Should the Youngs Modulus increase or decrease? 2

[bojoka4052]

I have a concrete sample (preloaded), which has an initial Youngs Modulus (E). It is then loaded and unloaded several times. As you can see on the curve below the stress-strain relationship becomes nonlinear; should one not expect the Youngs modulus to be reduced? Reading previous notes it seems to think the youngs modulus increases the more times its loaded/unloaded.

 

[le99]

I think you can take note from the graph that the stresses are almost constant but the strain continues to increase. Doesn't it tell something?

 

[bojoka4052]

E = stress/strain, so stress is constant but strain increases, hence the youngs modulus should decrease is what im thinking. Is this wrong?

 

[rb1957]

you're using a too simple approach to Young's modulus.
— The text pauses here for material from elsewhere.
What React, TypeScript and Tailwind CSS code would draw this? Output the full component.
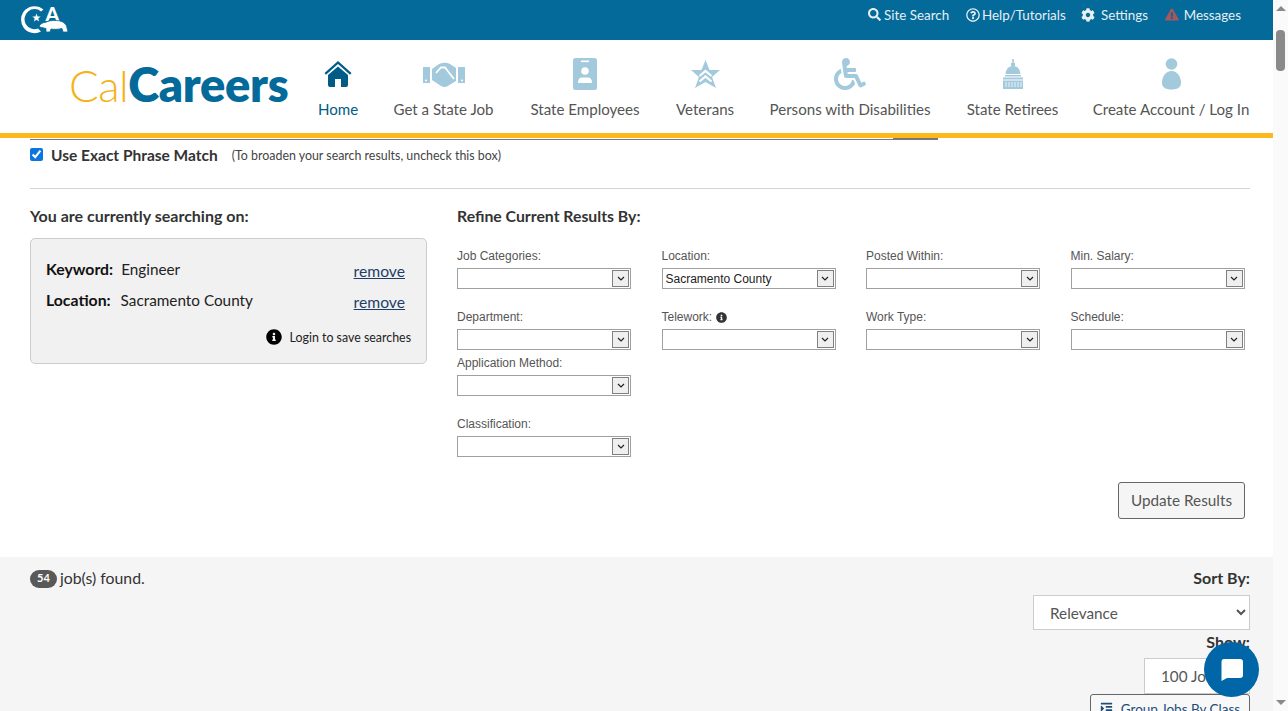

a better description is E = d_stress/d_strain (ie the slope of the streas strain curve).

what your data is showing is there is hysteresis in the stress/strain relationship, typically called work hardening.
you can see this by overplotting the loading cycles.


another day in paradise, or is paradise one day closer ?

 

[centondollar]

Reading what "previous notes" do you arrive at the conclusion that young´s modulus is increased for a concrete sample loaded repeatedly? I urge you to pick up your textbooks from school and read about how Young´s modulus is defined for small strains and displacements.

Furthermore, if stress is constant but strain increases (which does not happen in reality, by the way: ideal plasticity is only a mathematical construct), the slope (giving the tangent elastic modulus) is clearly zero, and therefore stiffness is zero.

The blue curve in your figure seems to illustrate a non-linear (approximately parabolic) stress-strain relationship (and therefore a nonlinear stiffness) until unloading, and that during repeat loadings, there is irrecoverable plastic strain and stress (neither stress nor strain return to zero after unloading), but almost no change in stiffness during the repeat loading cycles. Please note that your figure looks odd: it is not typical for stress to remain non-zero in concrete after unloading, which indicates that the cyclic loading in question did not include a complete removal of load at any point during the experiment.

As rb1957 also mentioned, non-elastic hysteresis is also present.

 

[rb1957]

I wonder if it was a displacement controlled not a load controlled) test ?

another day in paradise, or is paradise one day closer ?

 

[HTURKAK]

This is cyclic loading and the max . stress level less than ultimate strength. When you look local modulus of elasticity, ( the local slope of slope of the stress strain curve ) may increase... If the stress level reaches ultimate strength , the following stress strain curve will develop ..Notice that the envelope to this curve is close to the stress–strain curve for a monotonic test.

The following Snap is from Reinforced Concrete Mechanics and Design ( J.Wight )

I will suggest you to look to the following doc.

 

[rb1957]

is that "stress-strain curve for monotonic loading" for load over time ... like a load of 2000 will (over time) cause a strain of 0.006 and fail the structure ?

another day in paradise, or is paradise one day closer ?

 

[dik]

HTURKAK... you never fail to amaze me...

Rather than think climate change and the corona virus as science, think of it as the wrath of God. Feel any better?

-Dik

 

[bojoka4052]

So E = d_stress/d_strain (ie the slope of the stress strain curve), meaning the greater the slope the higher E will be. In the figure HTURKAK posted I can see some places where the slope increases in the next "cycle", but generally it seems as we get more and more cycles the slope decreases substantially?

 

[DrZoidberWoop]

Look up "continuum damage mechanics" if you want to 1) thoroughly understand the constitutive relationships between stress & strain or 2) quickly learn how terrible you are at math and safely retreat back to our happy little simplified design world.

σ = (1 − ω)Eε
ω = damage variable: there are as many equations for this as there are published authors in the field.